For the hawks, the U.S disarmament is out of the question. The Non-Proliferation Treaty must prevent new competitors from emerging, which does not mean that the United States would stop developing their own arsenal, according to what is stated in the new 2002 U.S. nuclear doctrine. It is, of course, the hawks coordinator Franck Gaffney, who calls for an attack, from the Washington Times pages, against the negotiations within the UN. Gaffney defines such negotiations as a trap set by small States to lead the U.S. into disarmament. He then urges the Bush administration to reject any undertaking to the issue by making use of the North-Korean and Iranian threats.
Even subtler, CSIS President and former democrat undersecretary of Defense John J. Hamre referred to a possibility of commitment in the Washington Post: The United States must relinquish one part, already obsolete, of its armaments and entirely replace it with more effective, suitable and fewer weapons for the new strategies. This would allow Washington to accept, from the technical viewpoint, a numerical reduction of its nuclear weapons although Washington preserved, and even increased, its power. This is but an accounting trick that would not improve the collective security at all but would help keep up appearances in the final statement of the conference.

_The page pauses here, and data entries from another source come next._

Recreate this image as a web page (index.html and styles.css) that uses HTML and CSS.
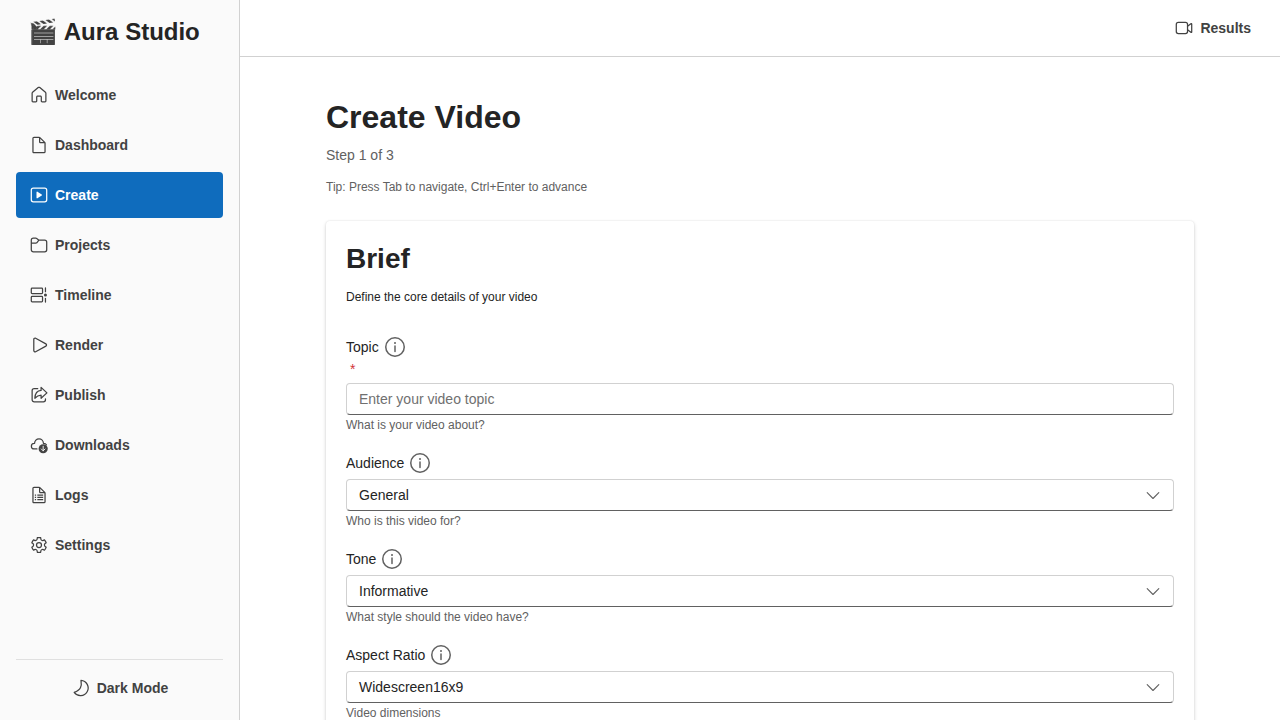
FILE: index.html
```html
<!DOCTYPE html>
<html lang="en">
<head>
<meta charset="utf-8">
<title>Aura Studio</title>
<link rel="stylesheet" href="styles.css">
</head>
<body>
<div class="app">
  <aside class="sidebar">
    <div class="brand">🎬 Aura Studio</div>
    <nav class="nav">
      <a class="nav-item"><svg class="icon solid" viewBox="0 0 24 24"><path d="M10.55 2.53c.84-.7 2.06-.7 2.9 0l6.75 5.7c.5.42.8 1.05.8 1.71v9.31c0 .97-.78 1.75-1.75 1.75h-3.5c-.97 0-1.75-.78-1.75-1.75v-5a.25.25 0 0 0-.25-.25h-3.500a.25.25 0 0 0-.25.25v5c0 .97-.78 1.75-1.750 1.750h-3.500C3.780 21 3 20.220 3 19.250V9.940c0-.66.3-1.290.8-1.720l6.750-5.690Zm1.930 1.150a.75.75 0 0 0-.96 0l-6.750 5.700a.75.75 0 0 0-.27.56v9.310c0 .14.11.25.25.25h3.500c.14 0 .25-.11.25-.25v-5c0-.97.78-1.750 1.750-1.750h3.500c.97 0 1.750.78 1.750 1.750v5c0 .14.11.25.25.25h3.500c.14 0 .25-.11.25-.25V9.940a.75.75 0 0 0-.27-.57l-6.750-5.700Z"/></svg>Welcome</a>
      <a class="nav-item"><svg class="icon solid" viewBox="0 0 24 24"><path d="M18.500 20a.5.5 0 0 1-.5.5H6a.5.5 0 0 1-.5-.5V4c0-.28.22-.5.5-.5h6V8c0 1.100.9 2 2 2h4.500v10Zm-5-15.380 3.880 3.880H14a.5.5 0 0 1-.5-.5V4.620Zm5.910 3.800-5.830-5.830A2 2 0 0 0 12.170 2H6a2 2 0 0 0-2 2v16c0 1.100.9 2 2 2h12a2 2 0 0 0 2-2V9.830a2 2 0 0 0-.59-1.410Z"/></svg>Dashboard</a>
      <a class="nav-item active"><svg class="icon" viewBox="0 0 24 24"><rect x="2.750" y="3.750" width="18.500" height="16.500" rx="2.500"/><path class="fill" d="M9 8.700v6.600c0 .6.6 1 1.100.7l5.200-3.300c.5-.3.5-1 0-1.300L10.100 8c-.5-.3-1.100.1-1.100.7z"/></svg>Create</a>
      <a class="nav-item"><svg class="icon" viewBox="0 0 24 24"><path d="M2.750 6.250A2.500 2.500 0 0 1 5.250 3.750H8.200c.4 0 .8.140 1.100.4l2.600 2.100h6.850a2.500 2.500 0 0 1 2.500 2.500v9a2.500 2.500 0 0 1-2.500 2.500H5.250a2.500 2.500 0 0 1-2.500-2.500zM2.750 9.750H8.200c.4 0 .8-.14 1.100-.4l2.600-3.100"/></svg>Projects</a>
      <a class="nav-item"><svg class="icon" viewBox="0 0 24 24"><rect x="2.750" y="3.750" width="13.500" height="6.500" rx="1"/><rect x="2.750" y="13.750" width="13.500" height="6.500" rx="1"/><path d="M19.750 3.500v4.500M19.750 16v4.500"/><circle class="fill" cx="19.750" cy="12" r="1.800"/></svg>Timeline</a>
      <a class="nav-item"><svg class="icon solid" viewBox="0 0 24 24"><path d="M7.610 4.610a.75.75 0 0 0-1.110.66v13.460c0 .57.6.92 1.100.66l12.300-6.730a.75.75 0 0 0 0-1.320L7.610 4.610ZM5 5.270c0-1.700 1.820-2.790 3.320-1.970l12.300 6.730a2.250 2.250 0 0 1 0 3.950L8.320 20.700A2.250 2.250 0 0 1 5 18.740V5.270Z"/></svg>Render</a>
      <a class="nav-item"><svg class="icon" viewBox="0 0 24 24"><path d="M10.500 4.250H6.250A2.500 2.500 0 0 0 3.750 6.750v11a2.500 2.500 0 0 0 2.500 2.500h11a2.500 2.500 0 0 0 2.500-2.500V16.500M14.500 2.900v3.600c-4.500.3-7.200 3.100-7.500 9.400 2.300-2.500 4.200-3.600 7.500-3.700v3.700l7-6.500z"/></svg>Publish</a>
      <a class="nav-item"><svg class="icon" viewBox="0 0 24 24"><path d="M9.500 16.750H6.300a3.400 3.400 0 0 1-.1-6.800h.5a5.300 5.300 0 0 1 10.600 0h.5a3.600 3.600 0 0 1 3.100 1.700"/><circle class="fill" cx="17" cy="16.500" r="5.500"/><path class="cut" d="M17 13.500v5.500m-2.200-2.200 2.200 2.200 2.200-2.200"/></svg>Downloads</a>
      <a class="nav-item"><svg class="icon solid" viewBox="0 0 24 24"><path d="M18.500 20a.5.5 0 0 1-.5.5H6a.5.5 0 0 1-.5-.5V4c0-.28.22-.5.5-.5h6V8c0 1.100.9 2 2 2h4.500v10Zm-5-15.380 3.880 3.880H14a.5.5 0 0 1-.5-.5V4.620Zm5.910 3.800-5.830-5.830A2 2 0 0 0 12.170 2H6a2 2 0 0 0-2 2v16c0 1.100.9 2 2 2h12a2 2 0 0 0 2-2V9.830a2 2 0 0 0-.59-1.410Z"/><path d="M7 11.250h1.500v1.500H7zM7 14h1.500v1.500H7zM7 16.750h1.500v1.500H7zM10 11.250h7v1.500h-7zM10 14h7v1.500h-7zM10 16.750h7v1.500h-7z"/></svg>Logs</a>
      <a class="nav-item"><svg class="icon solid" viewBox="0 0 24 24"><path d="M12.010 2.250c.74 0 1.470.1 2.180.25.32.07.55.33.59.65l.17 1.530a1.380 1.380 0 0 0 1.920 1.110l1.400-.61c.3-.13.64-.06.85.17a9.800 9.800 0 0 1 2.200 3.790c.1.3 0 .63-.26.82l-1.250.92a1.380 1.380 0 0 0 0 2.220l1.250.92c.26.19.36.52.27.82a9.800 9.800 0 0 1-2.200 3.800.75.75 0 0 1-.85.17l-1.410-.62a1.380 1.380 0 0 0-1.930 1.120l-.17 1.520a.75.75 0 0 1-.58.65 9.520 9.520 0 0 1-4.400 0 .75.75 0 0 1-.57-.65l-.17-1.520a1.380 1.380 0 0 0-1.930-1.110l-1.400.62a.75.75 0 0 1-.86-.18 9.800 9.800 0 0 1-2.200-3.800c-.1-.3 0-.62.27-.81l1.240-.92a1.380 1.380 0 0 0 0-2.220l-1.240-.92a.75.75 0 0 1-.28-.82 9.800 9.800 0 0 1 2.200-3.790c.22-.23.56-.3.86-.17l1.400.62c.4.17.86.15 1.250-.08.38-.22.63-.6.68-1.040l.17-1.530a.75.75 0 0 1 .58-.65c.72-.16 1.450-.24 2.200-.25Zm0 1.500c-.45 0-.9.04-1.350.12l-.11.97a2.890 2.890 0 0 1-4.030 2.330l-.9-.4A8.300 8.300 0 0 0 4.280 9.100l.8.59a2.880 2.880 0 0 1 0 4.640l-.8.59a8.300 8.300 0 0 0 1.350 2.320l.9-.4a2.880 2.880 0 0 1 4.020 2.330l.1.990c.9.15 1.800.15 2.700 0l.1-.99a2.880 2.880 0 0 1 4.020-2.320l.9.4a8.300 8.300 0 0 0 1.350-2.330l-.79-.58a2.880 2.880 0 0 1 0-4.640l.8-.59a8.300 8.300 0 0 0-1.360-2.320l-.9.39a2.880 2.880 0 0 1-4.020-2.320l-.11-.98c-.44-.08-.89-.12-1.330-.12ZM12 8.250a3.750 3.750 0 1 1 0 7.500 3.750 3.750 0 0 1 0-7.500Zm0 1.500a2.250 2.250 0 1 0 0 4.500 2.250 2.250 0 0 0 0-4.500Z"/></svg>Settings</a>
    </nav>
    <div class="sidebar-footer">
      <button class="theme-toggle"><svg class="icon moon" viewBox="0 0 24 24"><path d="M12 2.750a9.250 9.250 0 1 1-8.200 14.600c4.200-1.600 6.400-3.300 7.500-5.600 1.200-2.400 1.400-5 .7-9z"/></svg>Dark Mode</button>
    </div>
  </aside>
  <div class="content">
    <header class="topbar">
      <button class="results"><svg class="icon" viewBox="0 0 24 24"><rect x="2.750" y="5.250" width="13.500" height="13.500" rx="2.500"/><path d="m16.250 10 4-3.200c.4-.3 1-.1 1 .5v9.400c0 .6-.6.8-1 .5l-4-3.200"/></svg>Results</button>
    </header>
    <main class="page">
      <h1 class="page-title">Create Video</h1>
      <p class="step">Step 1 of 3</p>
      <p class="tip">Tip: Press Tab to navigate, Ctrl+Enter to advance</p>
      <section class="card">
        <h2 class="card-title">Brief</h2>
        <p class="card-desc">Define the core details of your video</p>
        <div class="field">
          <div class="label">Topic<svg class="info" viewBox="0 0 24 24"><circle cx="12" cy="12" r="9.250"/><path d="M12 11v5.500"/><circle class="fill" cx="12" cy="8" r="1"/></svg></div>
          <div class="required">*</div>
          <input class="control" type="text" placeholder="Enter your video topic">
          <div class="hint">What is your video about?</div>
        </div>
        <div class="field">
          <div class="label">Audience<svg class="info" viewBox="0 0 24 24"><circle cx="12" cy="12" r="9.250"/><path d="M12 11v5.500"/><circle class="fill" cx="12" cy="8" r="1"/></svg></div>
          <div class="control select">General<svg class="chevron" viewBox="0 0 20 20"><path d="m4.200 7.700 5.800 5.800 5.800-5.800"/></svg></div>
          <div class="hint">Who is this video for?</div>
        </div>
        <div class="field">
          <div class="label">Tone<svg class="info" viewBox="0 0 24 24"><circle cx="12" cy="12" r="9.250"/><path d="M12 11v5.500"/><circle class="fill" cx="12" cy="8" r="1"/></svg></div>
          <div class="control select">Informative<svg class="chevron" viewBox="0 0 20 20"><path d="m4.200 7.700 5.800 5.800 5.800-5.800"/></svg></div>
          <div class="hint">What style should the video have?</div>
        </div>
        <div class="field">
          <div class="label">Aspect Ratio<svg class="info" viewBox="0 0 24 24"><circle cx="12" cy="12" r="9.250"/><path d="M12 11v5.500"/><circle class="fill" cx="12" cy="8" r="1"/></svg></div>
          <div class="control select">Widescreen16x9<svg class="chevron" viewBox="0 0 20 20"><path d="m4.200 7.700 5.800 5.800 5.800-5.800"/></svg></div>
          <div class="hint">Video dimensions</div>
        </div>
      </section>
    </main>
  </div>
</div>
</body>
</html>
```
FILE: styles.css
```css
* { box-sizing: border-box; }
body {
  margin: 0;
  font-family: "Liberation Sans", Arial, sans-serif;
  font-size: 14px;
  line-height: 20px;
  color: #242424;
  background: #fff;
}
h1, h2, p { margin: 0; }
button { font: inherit; border: 0; background: none; padding: 0; }

.app { display: flex; height: 100vh; overflow: hidden; }

.sidebar {
  display: flex;
  flex-direction: column;
  flex: none;
  width: 240px;
  padding: 16px;
  background: #fafafa;
  border-right: 1px solid #d1d1d1;
}
.brand {
  height: 32px;
  margin-bottom: 24px;
  padding-left: 12px;
  font-size: 24px;
  line-height: 32px;
  font-weight: 700;
  white-space: nowrap;
}
.nav { display: flex; flex-direction: column; gap: 4px; }
.nav-item {
  display: flex;
  align-items: center;
  gap: 6px;
  height: 46px;
  padding: 0 13px;
  border-radius: 4px;
  font-weight: 700;
  color: #424242;
}
.nav-item.active { background: #0f6cbd; color: #fff; }

.icon { flex: none; width: 20px; height: 20px; fill: none; stroke: currentColor; stroke-width: 1.5; stroke-linejoin: round; stroke-linecap: round; }
.icon.solid { fill: currentColor; stroke: none; }
.icon .fill { fill: currentColor; stroke: none; }
.icon .cut { stroke: #fafafa; stroke-width: 1.1; }

.sidebar-footer {
  margin-top: auto;
  padding-top: 12px;
  border-top: 1px solid #e0e0e0;
}
.theme-toggle {
  display: flex;
  align-items: center;
  justify-content: center;
  gap: 6px;
  width: 100%;
  height: 32px;
  font-weight: 700;
  color: #424242;
}

.content { flex: 1; display: flex; flex-direction: column; min-width: 0; }
.topbar {
  display: flex;
  flex: none;
  align-items: center;
  justify-content: flex-end;
  height: 57px;
  padding: 0 29px;
  border-bottom: 1px solid #d1d1d1;
}
.results { display: flex; align-items: center; gap: 6px; font-weight: 700; color: #424242; }

.page { flex: 1; min-height: 0; overflow: hidden; padding: 40px 86px 0; }
.page-title { font-size: 32px; line-height: 40px; }
.step { margin-top: 8px; color: #616161; }
.tip { margin-top: 14px; font-size: 12px; line-height: 16px; color: #616161; }
.card {
  margin-top: 26px;
  padding: 20px;
  border-radius: 4px;
  background: #fff;
  box-shadow: 0 0 2px rgba(0, 0, 0, .12), 0 2px 4px rgba(0, 0, 0, .14);
}
.card-title { font-size: 28px; line-height: 36px; }
.card-desc { margin: 12px 0 30px; font-size: 12px; line-height: 16px; }

.field { margin-bottom: 18px; }
.label { display: flex; align-items: center; gap: 4px; height: 24px; }
.info { width: 24px; height: 24px; fill: none; stroke: #616161; stroke-width: 1.5; stroke-linecap: round; }
.info .fill { fill: #616161; stroke: none; }
.required { padding-left: 4px; color: #d13438; }
.control {
  display: flex;
  align-items: center;
  width: 100%;
  height: 32px;
  margin-top: 4px;
  padding: 0 12px;
  border: 1px solid #d1d1d1;
  border-bottom-color: #616161;
  border-radius: 4px;
  background: #fff;
  font: inherit;
  color: #242424;
}
.control::placeholder { color: #707070; opacity: 1; }
.select { justify-content: space-between; padding-right: 10px; }
.chevron { width: 20px; height: 20px; fill: none; stroke: #616161; stroke-width: 1.1; stroke-linecap: round; stroke-linejoin: round; }
.hint { margin-top: 2px; font-size: 12px; line-height: 16px; color: #616161; }
```
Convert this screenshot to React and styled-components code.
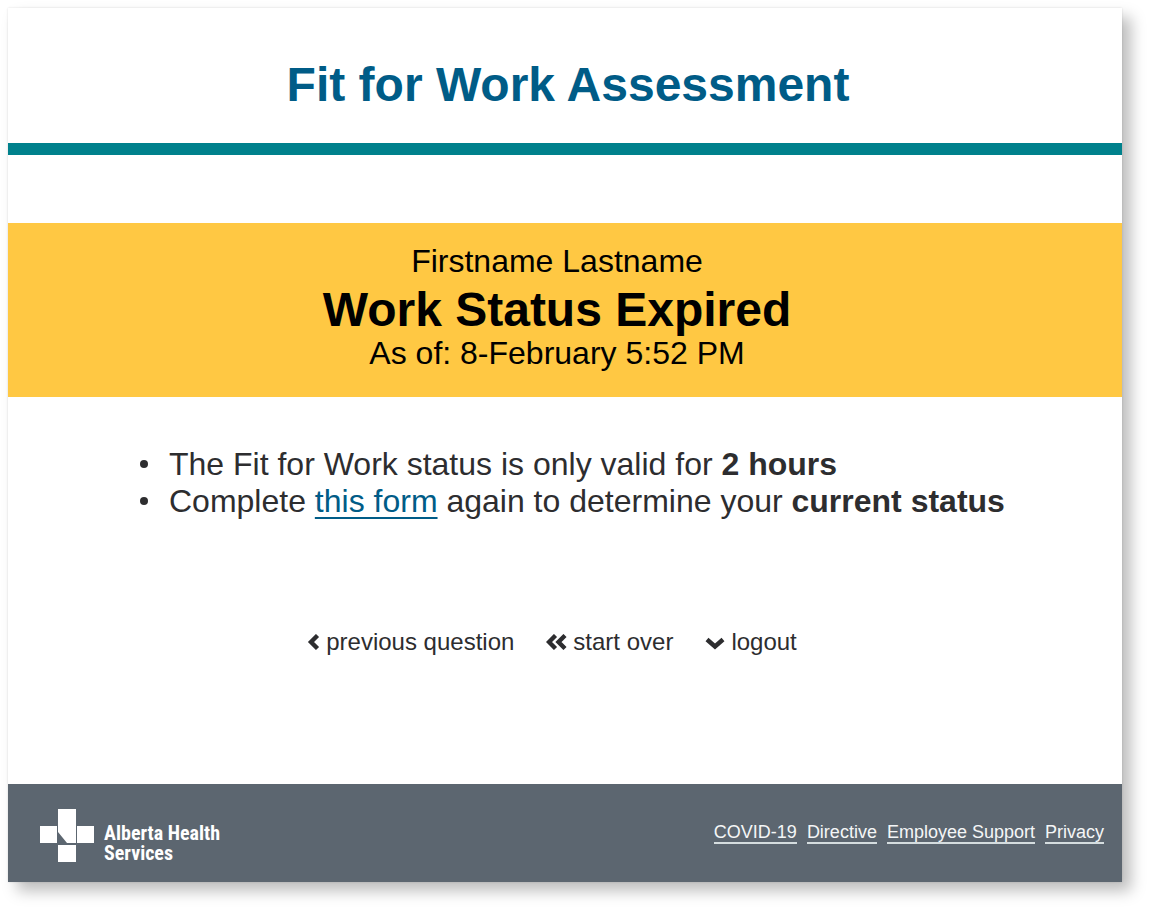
import React from "react";
import styled, { createGlobalStyle } from "styled-components";

const GlobalStyle = createGlobalStyle`
  * { box-sizing: border-box; }
  body {
    margin: 0;
    background: #fff;
    color: #2d2d2f;
    font-family: "Liberation Sans", Arial, sans-serif;
  }
`;

const Page = styled.div`
  padding: 8px 28px 27px 8px;
`;

const Card = styled.div`
  background: #fff;
  box-shadow: 9px 9px 14px rgba(0, 0, 0, 0.26), 0 0 2px rgba(0, 0, 0, 0.12);
`;

const Header = styled.header`
  padding: 49px 0 30px 6px;
  border-bottom: 12px solid #00818c;
  text-align: center;
`;

const Title = styled.h1`
  margin: 0;
  color: #005c87;
  font-size: 48px;
  line-height: 56px;
`;

const Banner = styled.section`
  margin-top: 68px;
  padding: 20px 16px 26px 0;
  background: #ffc843;
  color: #000;
  text-align: center;
`;

const BannerLine = styled.p`
  margin: 0;
  font-size: 32px;
  line-height: 36px;
`;

const Status = styled.h2`
  margin: 0;
  padding-top: 6px;
  font-size: 48px;
  line-height: 50px;
`;

const Notes = styled.ul`
  margin: 0;
  padding: 49px 0 0 161px;
  font-size: 32px;
  line-height: 37px;
  list-style: none;
`;

const Note = styled.li`
  display: flex;
  margin-left: -30px;

  &::before {
    content: "";
    flex: none;
    width: 8px;
    height: 8px;
    margin: 14px 21px 0 1px;
    border-radius: 50%;
    background: #2d2d2f;
  }
`;

const FormLink = styled.a`
  color: #005c87;
  text-decoration: underline;
  text-decoration-thickness: 2px;
  text-underline-offset: 5px;
  text-decoration-skip-ink: none;
`;

const Actions = styled.nav`
  display: flex;
  justify-content: center;
  gap: 32px;
  padding: 108px 26px 128px 0;
`;

const Action = styled.button`
  display: flex;
  align-items: center;
  gap: 6px;
  padding: 0;
  border: 0;
  background: none;
  color: inherit;
  font-family: inherit;
  font-size: 24px;
  line-height: 28px;
  cursor: pointer;
`;

const Chevron = styled.svg`
  fill: none;
  stroke: #2d2d2f;
  stroke-width: 4.4;
`;

const Footer = styled.footer`
  display: flex;
  align-items: center;
  justify-content: space-between;
  min-height: 98px;
  padding: 0 18px 0 32px;
  background: #5c6670;
  color: #fff;
`;

const Brand = styled.div`
  display: flex;
  align-items: center;
  gap: 10px;
  padding-top: 4px;
`;

const BrandName = styled.div`
  padding-top: 16px;
  font-family: "Roboto Condensed", Roboto, "Liberation Sans", sans-serif;
  font-size: 20px;
  font-weight: 700;
  line-height: 20px;
`;

const FooterLinks = styled.nav`
  display: flex;
  gap: 10px;
`;

const FooterLink = styled.a`
  border-bottom: 2px solid #d5dddf;
  color: #f4f6f7;
  font-size: 18px;
  line-height: 20px;
  text-decoration: none;
`;

const links = ["COVID-19", "Directive", "Employee Support", "Privacy"];

export default function App() {
  return (
    <Page>
      <GlobalStyle />
      <Card>
        <Header>
          <Title>Fit for Work Assessment</Title>
        </Header>
        <main>
          <Banner>
            <BannerLine>Firstname Lastname</BannerLine>
            <Status>Work Status Expired</Status>
            <BannerLine>As of: 8-February 5:52 PM</BannerLine>
          </Banner>
          <Notes>
            <Note>
              <span>
                The Fit for Work status is only valid for <b>2 hours</b>
              </span>
            </Note>
            <Note>
              <span>
                Complete <FormLink href="#form">this form</FormLink> again to determine your{" "}
                <b>current status</b>
              </span>
            </Note>
          </Notes>
          <Actions>
            <Action type="button">
              <Chevron width="13" height="16" viewBox="0 0 13 16" aria-hidden="true">
                <path d="M10.5 1.5 4 8l6.5 6.5" />
              </Chevron>
              previous question
            </Action>
            <Action type="button">
              <Chevron width="21" height="16" viewBox="0 0 21 16" aria-hidden="true">
                <path d="M9.5 1.5 3 8l6.5 6.5M19 1.5 12.5 8l6.5 6.5" />
              </Chevron>
              start over
            </Action>
            <Action type="button">
              <Chevron width="20" height="16" viewBox="0 0 20 16" aria-hidden="true">
                <path d="M2 5.5 10 12.5 18 5.5" />
              </Chevron>
              logout
            </Action>
          </Actions>
        </main>
        <Footer>
          <Brand>
            <svg width="54" height="53" viewBox="0 0 54 53" fill="#fff" aria-hidden="true">
              <path d="M18 0h18v34h-9L18 23zM0 17h17v17H0zM37 17h17v17H37zM18 36h18v17H18z" />
            </svg>
            <BrandName>
              Alberta Health
              <br />
              Services
            </BrandName>
          </Brand>
          <FooterLinks>
            {links.map((label) => (
              <FooterLink href="#info" key={label}>
                {label}
              </FooterLink>
            ))}
          </FooterLinks>
        </Footer>
      </Card>
    </Page>
  );
}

Apart from the conference, Bill Clinton’s and John Kerry’s former adviser Graham Allison extolled the Nunn-Lugar Program for the control of Russian nuclear installations in the eye of the Vremya Novostyey readers. In an effort to quiet them down, Allison said that the co-operation between Russia and the United States over the issue was perfect and did not affect the Russian sovereignty in the least. Balance is not due to this. While this program checks out the implementation of the Russian disarmament under perfect security conditions, Washington develops new weapons.